Untuk diketahui, sejak kemarin (20/11/2019) BI menggelar RDG dan hasilnya diumumkan pada siang hari ini. Pasca menggelar RDG selama dua hari tersebut, BI memutuskan untuk mempertahankan tingkat suku bunga acuan.
Keputusan tersebut sesuai dengan konsensus yang dihimpun CNBC Indonesia yang memperkirakan 7-Day Reverse Repo Rate akan ditahan di level 5% oleh bank sentral. Dari sebanyak 10 ekonom yang berpartisipasi dalam pembentukan konsensus, hanya terdapat satu yang memperkirakan BI akan memangkas tingkat suku bunga acuan, sementara sembilan lainnya memperkirakan bahwa 7-Day Reverse Repo Rate tak akan diutak-atik.
Keputusan dari BI lantas bertentangan dengan proyeksi dari Tim Riset CNBC Indonesia yang menyebut bahwa 7-Day Reverse Repo Rate akan dipangkas sebesar 25 bps menjadi 4,75%.
Keputusan BI tersebut menandai kali pertama dalam lima bulan di mana tingkat suku bunga acuan tak dipangkas. Dalam empat bulan sebelumnya, BI selalu menginjak gas dengan memangkas 7-Day Reverse Repo Rate sebesar 25 bps. Jika ditotal, dalam periode empat bulan tersebut tingkat suku bunga acuan sudah dipangkas sebesar 100 bps.
Walaupun tingkat suku bunga acuan tak dipangkas, BI tetap memberikan stimulus moneter. Gubernur BI Perry Warjiyo dalam konferensi persnya mengumumkan bahwa rasio Giro Wajib Minimum (GWM) dipangkas sebesar 50 bps.
“GWM diturunkan untuk bank umum dan syariah sebesar 50 bps sehingga masing-masing menjadi 5,5% dan 4%,” kata Gubernur BI Perry Warjiyo dalam konferensi pers di Gedung BI, Jakarta, Kamis (21/11/2019).
Untuk diketahui, rasio GWM mengatur besaran Dana Pihak Ketiga (DPK) milik bank yang harus dititipkan di bank sentral. Jika rasio GWM dilonggarkan, praktis besaran dana yang harus dititipkan di bank sentral menjadi berkurang dan menambah likuiditas perbankan.
BI mengungkapkan bahwa penurunan rasio GWM yang diumumkan pada hari ini dan akan berlauk efektif pada 2 Januari 2020 tersebut akan membebaskan dana senilai Rp 24,1 triliun bagi bank umum, sementara untuk bank Syariah likuiditas akan bertambah Rp 1,9 triliun.

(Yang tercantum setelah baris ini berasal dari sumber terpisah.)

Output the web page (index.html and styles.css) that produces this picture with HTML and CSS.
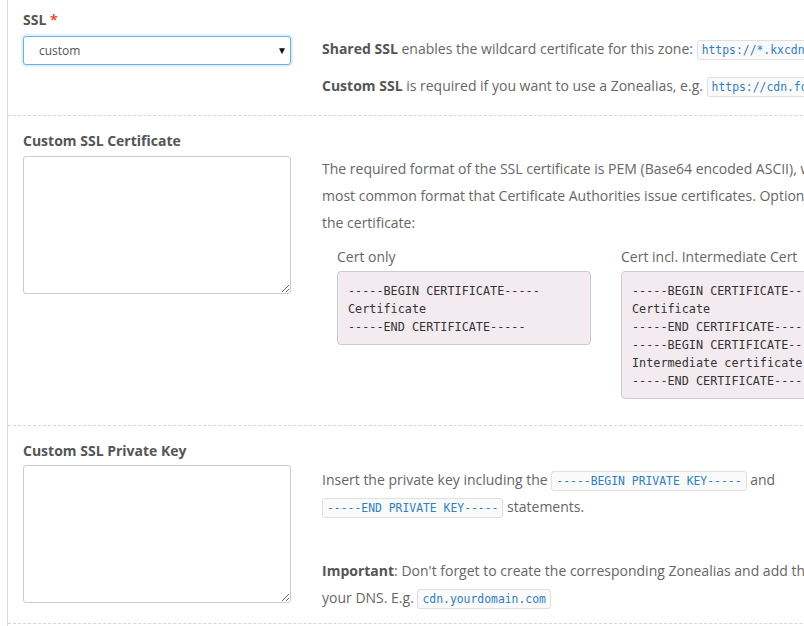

Namun, pelonggaran rasio GWM belum bisa meyakinkan pelaku pasar bahwa hal tersebut akan efektif dalam mendongkrak laju perekonomian.
Saat ini, perekonomian Indonesia memang sedang lesu dan membutuhkan stimulus untuk dapat melaju dengan lebih kencang. Stimulus ini salah satunya bisa datang dari pemangkasan tingkat suku bunga acuan.
Belum lama ini, Badan Pusat Statistik (BPS) mengumumkan bahwa perekonomian Indonesia hanya tumbuh sebesar 5,02% secara tahunan (year-on-year/YoY) pada kuartal III-2019.
Pada kuartal I-2019 perekonomian Indonesia tercatat tumbuh sebesar 5,07% secara tahunan, diikuti pertumbuhan sebesar 5,05% secara tahunan pada kuartal II-2019.
Angka pertumbuhan ekonomi pada tiga bulan pertama tahun ini sedikit berada di atas capaian periode yang sama tahun sebelumnya (kuartal I-2018) yang sebesar 5,06%. Sementara untuk periode kuartal-II 2019, pertumbuhan ekonomi jauh lebih rendah jika dibandingkan capaian kuartal II-2018 yang mencapai 5,27%.
Pada kuartal III-2019, angka pertumbuhan ekonomi yang hanya mencapai 5,02% tersebut lantas berada di bawah capaian periode kuartal I-2019 dan kuartal II-2019. Capaian tersebut juga jauh lebih rendah dari capaian pada kuartal III-2018 kala perekonomian Indonesia mampu tumbuh 5,17% secara tahunan.